▸ WHAT THE EXERCISE ASKS:
Below is a block of records; reproduce all of them exactly and leave out any pictures.

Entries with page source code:
++++++++++

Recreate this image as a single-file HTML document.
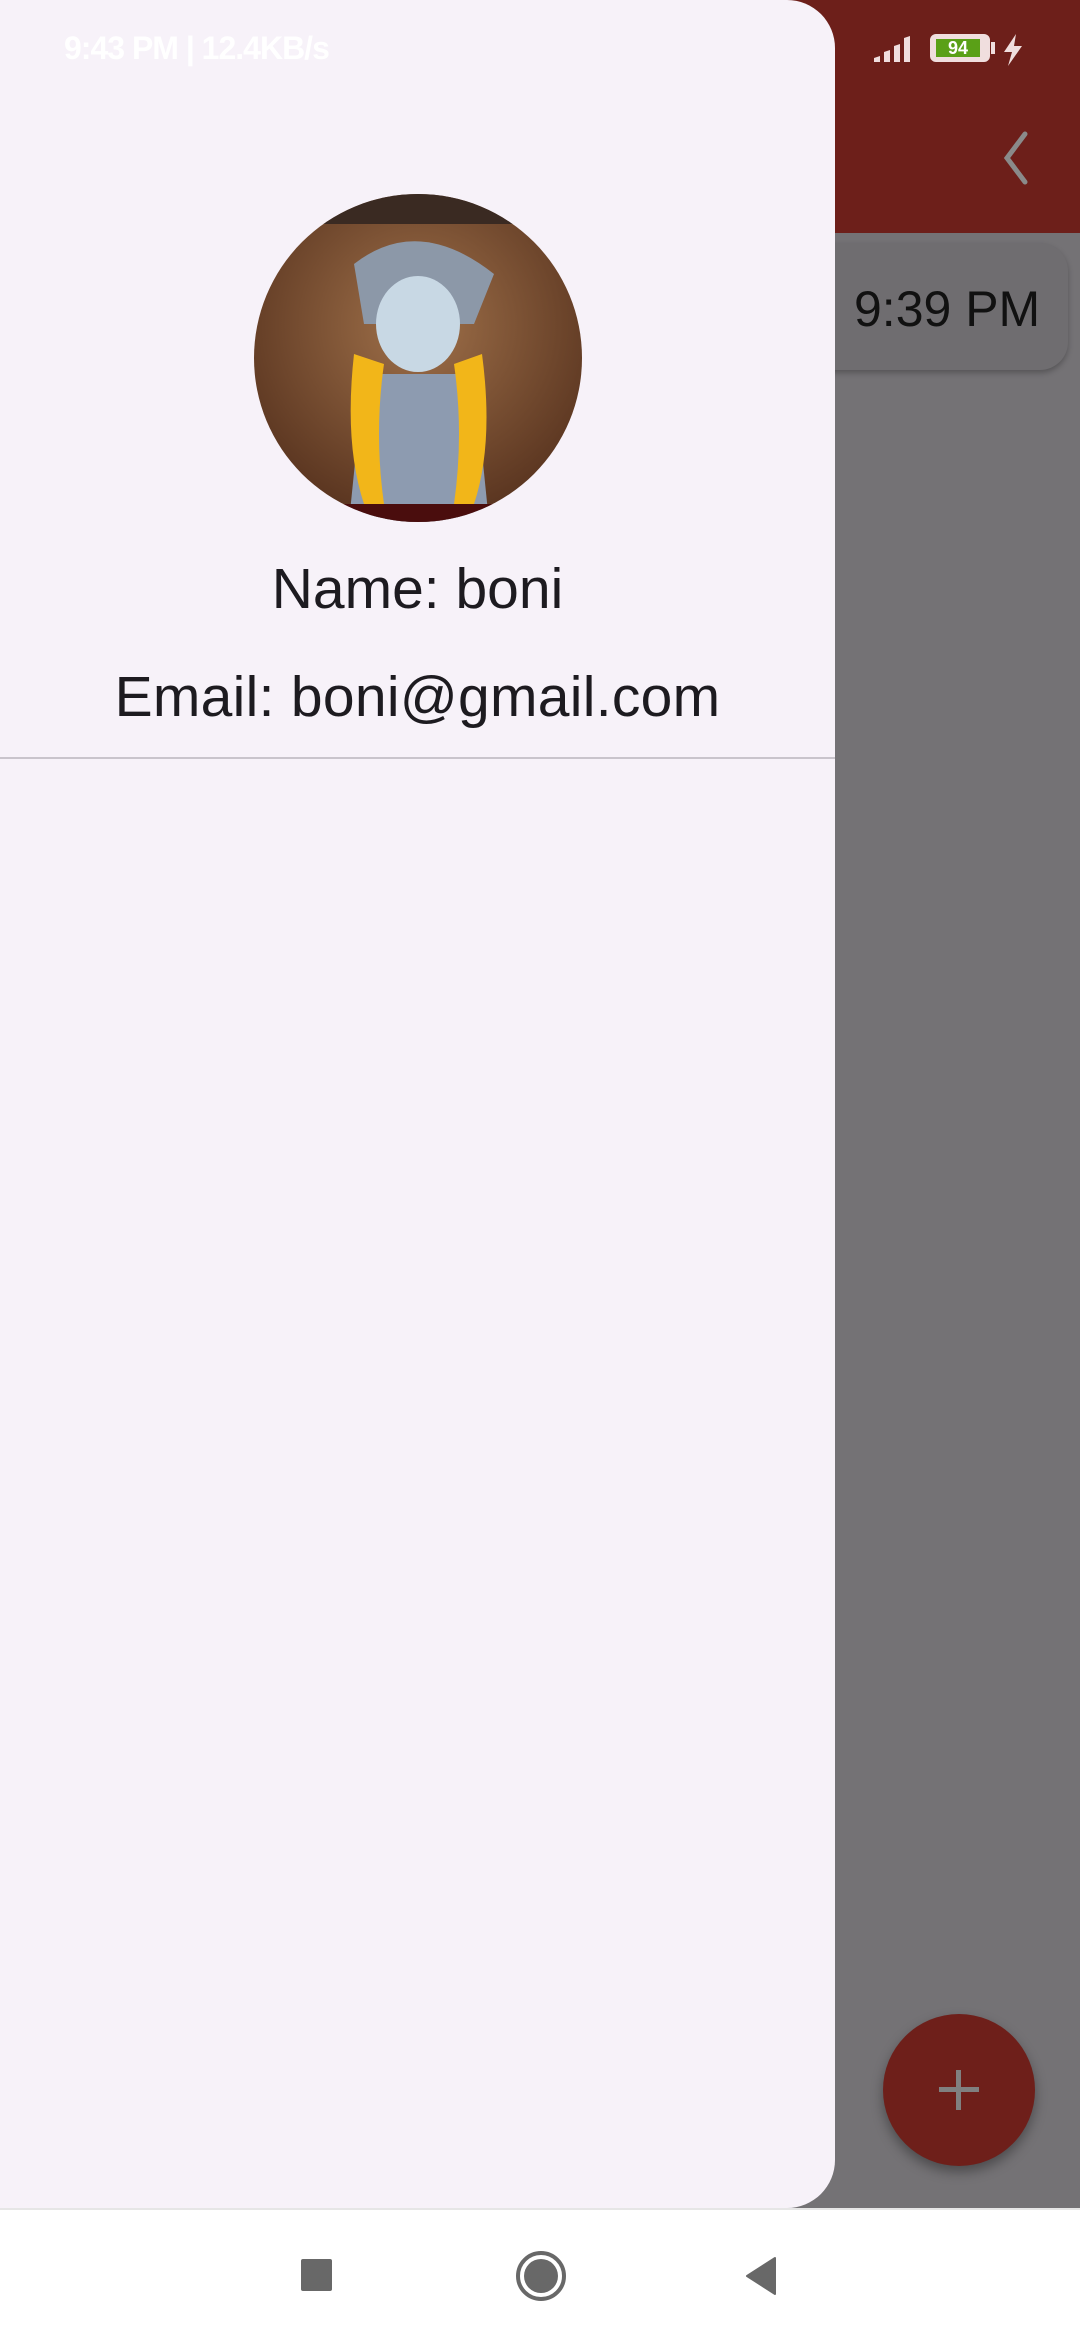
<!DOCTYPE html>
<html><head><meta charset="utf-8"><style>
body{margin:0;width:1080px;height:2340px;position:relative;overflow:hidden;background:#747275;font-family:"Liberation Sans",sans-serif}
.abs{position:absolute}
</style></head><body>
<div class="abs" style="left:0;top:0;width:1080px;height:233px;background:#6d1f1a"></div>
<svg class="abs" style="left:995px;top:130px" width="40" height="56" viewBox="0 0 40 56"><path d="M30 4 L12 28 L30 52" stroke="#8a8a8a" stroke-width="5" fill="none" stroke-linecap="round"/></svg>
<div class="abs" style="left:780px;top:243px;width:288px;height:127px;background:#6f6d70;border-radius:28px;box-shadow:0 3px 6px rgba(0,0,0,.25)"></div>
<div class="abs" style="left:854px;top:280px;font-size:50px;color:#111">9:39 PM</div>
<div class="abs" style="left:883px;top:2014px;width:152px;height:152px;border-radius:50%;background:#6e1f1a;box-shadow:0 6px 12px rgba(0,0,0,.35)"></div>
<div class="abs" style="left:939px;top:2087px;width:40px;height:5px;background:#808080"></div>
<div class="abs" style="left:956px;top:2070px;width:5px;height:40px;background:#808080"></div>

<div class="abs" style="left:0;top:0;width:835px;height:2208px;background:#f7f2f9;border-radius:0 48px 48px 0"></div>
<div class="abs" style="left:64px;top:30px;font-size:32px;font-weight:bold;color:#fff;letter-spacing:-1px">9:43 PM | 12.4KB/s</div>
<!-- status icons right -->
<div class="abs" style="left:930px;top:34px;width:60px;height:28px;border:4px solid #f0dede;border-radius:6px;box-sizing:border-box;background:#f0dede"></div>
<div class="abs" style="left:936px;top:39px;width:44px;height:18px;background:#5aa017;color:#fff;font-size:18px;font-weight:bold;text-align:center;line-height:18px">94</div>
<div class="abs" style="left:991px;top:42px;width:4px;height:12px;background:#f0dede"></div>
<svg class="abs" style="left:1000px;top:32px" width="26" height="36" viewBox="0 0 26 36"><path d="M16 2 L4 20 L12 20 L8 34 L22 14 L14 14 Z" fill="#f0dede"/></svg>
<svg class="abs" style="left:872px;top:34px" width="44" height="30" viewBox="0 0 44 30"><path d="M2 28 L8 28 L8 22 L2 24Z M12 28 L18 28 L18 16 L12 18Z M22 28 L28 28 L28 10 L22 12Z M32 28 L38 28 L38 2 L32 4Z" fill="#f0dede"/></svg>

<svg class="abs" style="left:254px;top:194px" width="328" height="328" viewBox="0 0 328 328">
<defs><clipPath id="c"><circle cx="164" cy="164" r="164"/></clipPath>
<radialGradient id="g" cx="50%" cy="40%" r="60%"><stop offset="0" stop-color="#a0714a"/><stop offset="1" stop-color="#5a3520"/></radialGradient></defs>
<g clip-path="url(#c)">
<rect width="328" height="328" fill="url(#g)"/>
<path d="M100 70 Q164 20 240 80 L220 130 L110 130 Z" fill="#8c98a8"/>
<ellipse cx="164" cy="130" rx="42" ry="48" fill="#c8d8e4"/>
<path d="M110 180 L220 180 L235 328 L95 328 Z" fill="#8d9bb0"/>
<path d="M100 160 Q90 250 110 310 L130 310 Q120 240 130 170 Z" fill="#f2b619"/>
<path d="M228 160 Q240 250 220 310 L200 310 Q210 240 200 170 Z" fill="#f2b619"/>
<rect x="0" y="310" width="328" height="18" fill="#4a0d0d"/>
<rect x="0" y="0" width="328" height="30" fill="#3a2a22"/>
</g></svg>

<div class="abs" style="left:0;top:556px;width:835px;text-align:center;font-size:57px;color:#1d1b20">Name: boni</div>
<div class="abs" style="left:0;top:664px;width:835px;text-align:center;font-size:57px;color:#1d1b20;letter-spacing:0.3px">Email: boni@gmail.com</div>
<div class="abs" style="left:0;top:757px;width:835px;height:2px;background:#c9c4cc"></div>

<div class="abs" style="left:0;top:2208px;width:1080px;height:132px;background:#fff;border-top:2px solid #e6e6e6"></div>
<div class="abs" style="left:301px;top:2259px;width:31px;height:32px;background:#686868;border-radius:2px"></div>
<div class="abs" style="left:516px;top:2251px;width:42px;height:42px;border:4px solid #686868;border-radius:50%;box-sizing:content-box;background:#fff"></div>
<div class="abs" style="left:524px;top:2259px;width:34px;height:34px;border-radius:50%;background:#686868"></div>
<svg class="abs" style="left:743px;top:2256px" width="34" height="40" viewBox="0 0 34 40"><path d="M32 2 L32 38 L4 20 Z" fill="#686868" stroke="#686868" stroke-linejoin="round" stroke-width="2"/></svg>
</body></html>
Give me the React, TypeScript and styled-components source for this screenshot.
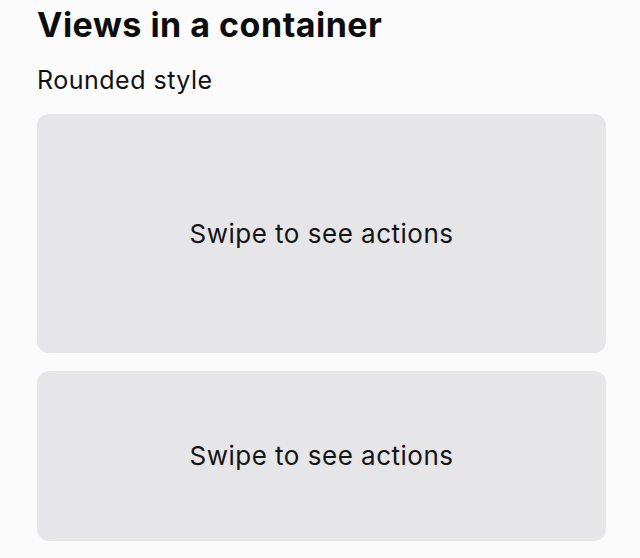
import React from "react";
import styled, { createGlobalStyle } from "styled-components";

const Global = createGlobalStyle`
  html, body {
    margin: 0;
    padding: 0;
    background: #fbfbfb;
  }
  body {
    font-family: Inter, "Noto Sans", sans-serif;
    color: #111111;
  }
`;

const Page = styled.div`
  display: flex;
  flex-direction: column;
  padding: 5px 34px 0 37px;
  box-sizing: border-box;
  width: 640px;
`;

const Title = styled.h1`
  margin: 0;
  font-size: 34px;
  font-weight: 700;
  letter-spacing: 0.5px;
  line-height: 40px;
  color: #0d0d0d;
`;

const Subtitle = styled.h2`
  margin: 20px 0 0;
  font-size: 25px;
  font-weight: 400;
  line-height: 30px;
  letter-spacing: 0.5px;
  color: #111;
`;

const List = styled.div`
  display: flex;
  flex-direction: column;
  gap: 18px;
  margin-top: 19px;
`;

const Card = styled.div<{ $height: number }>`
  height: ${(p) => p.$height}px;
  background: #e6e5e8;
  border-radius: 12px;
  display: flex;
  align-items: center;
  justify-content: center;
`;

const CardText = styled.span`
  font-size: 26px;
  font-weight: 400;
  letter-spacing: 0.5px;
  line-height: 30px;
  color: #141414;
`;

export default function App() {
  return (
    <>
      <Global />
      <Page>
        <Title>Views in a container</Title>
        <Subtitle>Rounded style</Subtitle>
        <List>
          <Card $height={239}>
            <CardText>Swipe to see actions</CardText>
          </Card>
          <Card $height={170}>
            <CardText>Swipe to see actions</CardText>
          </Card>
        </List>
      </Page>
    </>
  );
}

++++++++++

▸ EXERCISE ANSWER:
Recreate this image as a single-file HTML document.
<!DOCTYPE html>
<html><head><meta charset="utf-8"><style>
body{margin:0;width:1080px;height:2340px;position:relative;overflow:hidden;background:#747275;font-family:"Liberation Sans",sans-serif}
.abs{position:absolute}
</style></head><body>
<div class="abs" style="left:0;top:0;width:1080px;height:233px;background:#6d1f1a"></div>
<svg class="abs" style="left:995px;top:130px" width="40" height="56" viewBox="0 0 40 56"><path d="M30 4 L12 28 L30 52" stroke="#8a8a8a" stroke-width="5" fill="none" stroke-linecap="round"/></svg>
<div class="abs" style="left:780px;top:243px;width:288px;height:127px;background:#6f6d70;border-radius:28px;box-shadow:0 3px 6px rgba(0,0,0,.25)"></div>
<div class="abs" style="left:854px;top:280px;font-size:50px;color:#111">9:39 PM</div>
<div class="abs" style="left:883px;top:2014px;width:152px;height:152px;border-radius:50%;background:#6e1f1a;box-shadow:0 6px 12px rgba(0,0,0,.35)"></div>
<div class="abs" style="left:939px;top:2087px;width:40px;height:5px;background:#808080"></div>
<div class="abs" style="left:956px;top:2070px;width:5px;height:40px;background:#808080"></div>

<div class="abs" style="left:0;top:0;width:835px;height:2208px;background:#f7f2f9;border-radius:0 48px 48px 0"></div>
<div class="abs" style="left:64px;top:30px;font-size:32px;font-weight:bold;color:#fff;letter-spacing:-1px">9:43 PM | 12.4KB/s</div>
<!-- status icons right -->
<div class="abs" style="left:930px;top:34px;width:60px;height:28px;border:4px solid #f0dede;border-radius:6px;box-sizing:border-box;background:#f0dede"></div>
<div class="abs" style="left:936px;top:39px;width:44px;height:18px;background:#5aa017;color:#fff;font-size:18px;font-weight:bold;text-align:center;line-height:18px">94</div>
<div class="abs" style="left:991px;top:42px;width:4px;height:12px;background:#f0dede"></div>
<svg class="abs" style="left:1000px;top:32px" width="26" height="36" viewBox="0 0 26 36"><path d="M16 2 L4 20 L12 20 L8 34 L22 14 L14 14 Z" fill="#f0dede"/></svg>
<svg class="abs" style="left:872px;top:34px" width="44" height="30" viewBox="0 0 44 30"><path d="M2 28 L8 28 L8 22 L2 24Z M12 28 L18 28 L18 16 L12 18Z M22 28 L28 28 L28 10 L22 12Z M32 28 L38 28 L38 2 L32 4Z" fill="#f0dede"/></svg>

<svg class="abs" style="left:254px;top:194px" width="328" height="328" viewBox="0 0 328 328">
<defs><clipPath id="c"><circle cx="164" cy="164" r="164"/></clipPath>
<radialGradient id="g" cx="50%" cy="40%" r="60%"><stop offset="0" stop-color="#a0714a"/><stop offset="1" stop-color="#5a3520"/></radialGradient></defs>
<g clip-path="url(#c)">
<rect width="328" height="328" fill="url(#g)"/>
<path d="M100 70 Q164 20 240 80 L220 130 L110 130 Z" fill="#8c98a8"/>
<ellipse cx="164" cy="130" rx="42" ry="48" fill="#c8d8e4"/>
<path d="M110 180 L220 180 L235 328 L95 328 Z" fill="#8d9bb0"/>
<path d="M100 160 Q90 250 110 310 L130 310 Q120 240 130 170 Z" fill="#f2b619"/>
<path d="M228 160 Q240 250 220 310 L200 310 Q210 240 200 170 Z" fill="#f2b619"/>
<rect x="0" y="310" width="328" height="18" fill="#4a0d0d"/>
<rect x="0" y="0" width="328" height="30" fill="#3a2a22"/>
</g></svg>

<div class="abs" style="left:0;top:556px;width:835px;text-align:center;font-size:57px;color:#1d1b20">Name: boni</div>
<div class="abs" style="left:0;top:664px;width:835px;text-align:center;font-size:57px;color:#1d1b20;letter-spacing:0.3px">Email: boni@gmail.com</div>
<div class="abs" style="left:0;top:757px;width:835px;height:2px;background:#c9c4cc"></div>

<div class="abs" style="left:0;top:2208px;width:1080px;height:132px;background:#fff;border-top:2px solid #e6e6e6"></div>
<div class="abs" style="left:301px;top:2259px;width:31px;height:32px;background:#686868;border-radius:2px"></div>
<div class="abs" style="left:516px;top:2251px;width:42px;height:42px;border:4px solid #686868;border-radius:50%;box-sizing:content-box;background:#fff"></div>
<div class="abs" style="left:524px;top:2259px;width:34px;height:34px;border-radius:50%;background:#686868"></div>
<svg class="abs" style="left:743px;top:2256px" width="34" height="40" viewBox="0 0 34 40"><path d="M32 2 L32 38 L4 20 Z" fill="#686868" stroke="#686868" stroke-linejoin="round" stroke-width="2"/></svg>
</body></html>
Give me the React, TypeScript and styled-components source for this screenshot.
import React from "react";
import styled, { createGlobalStyle } from "styled-components";

const Global = createGlobalStyle`
  html, body {
    margin: 0;
    padding: 0;
    background: #fbfbfb;
  }
  body {
    font-family: Inter, "Noto Sans", sans-serif;
    color: #111111;
  }
`;

const Page = styled.div`
  display: flex;
  flex-direction: column;
  padding: 5px 34px 0 37px;
  box-sizing: border-box;
  width: 640px;
`;

const Title = styled.h1`
  margin: 0;
  font-size: 34px;
  font-weight: 700;
  letter-spacing: 0.5px;
  line-height: 40px;
  color: #0d0d0d;
`;

const Subtitle = styled.h2`
  margin: 20px 0 0;
  font-size: 25px;
  font-weight: 400;
  line-height: 30px;
  letter-spacing: 0.5px;
  color: #111;
`;

const List = styled.div`
  display: flex;
  flex-direction: column;
  gap: 18px;
  margin-top: 19px;
`;

const Card = styled.div<{ $height: number }>`
  height: ${(p) => p.$height}px;
  background: #e6e5e8;
  border-radius: 12px;
  display: flex;
  align-items: center;
  justify-content: center;
`;

const CardText = styled.span`
  font-size: 26px;
  font-weight: 400;
  letter-spacing: 0.5px;
  line-height: 30px;
  color: #141414;
`;

export default function App() {
  return (
    <>
      <Global />
      <Page>
        <Title>Views in a container</Title>
        <Subtitle>Rounded style</Subtitle>
        <List>
          <Card $height={239}>
            <CardText>Swipe to see actions</CardText>
          </Card>
          <Card $height={170}>
            <CardText>Swipe to see actions</CardText>
          </Card>
        </List>
      </Page>
    </>
  );
}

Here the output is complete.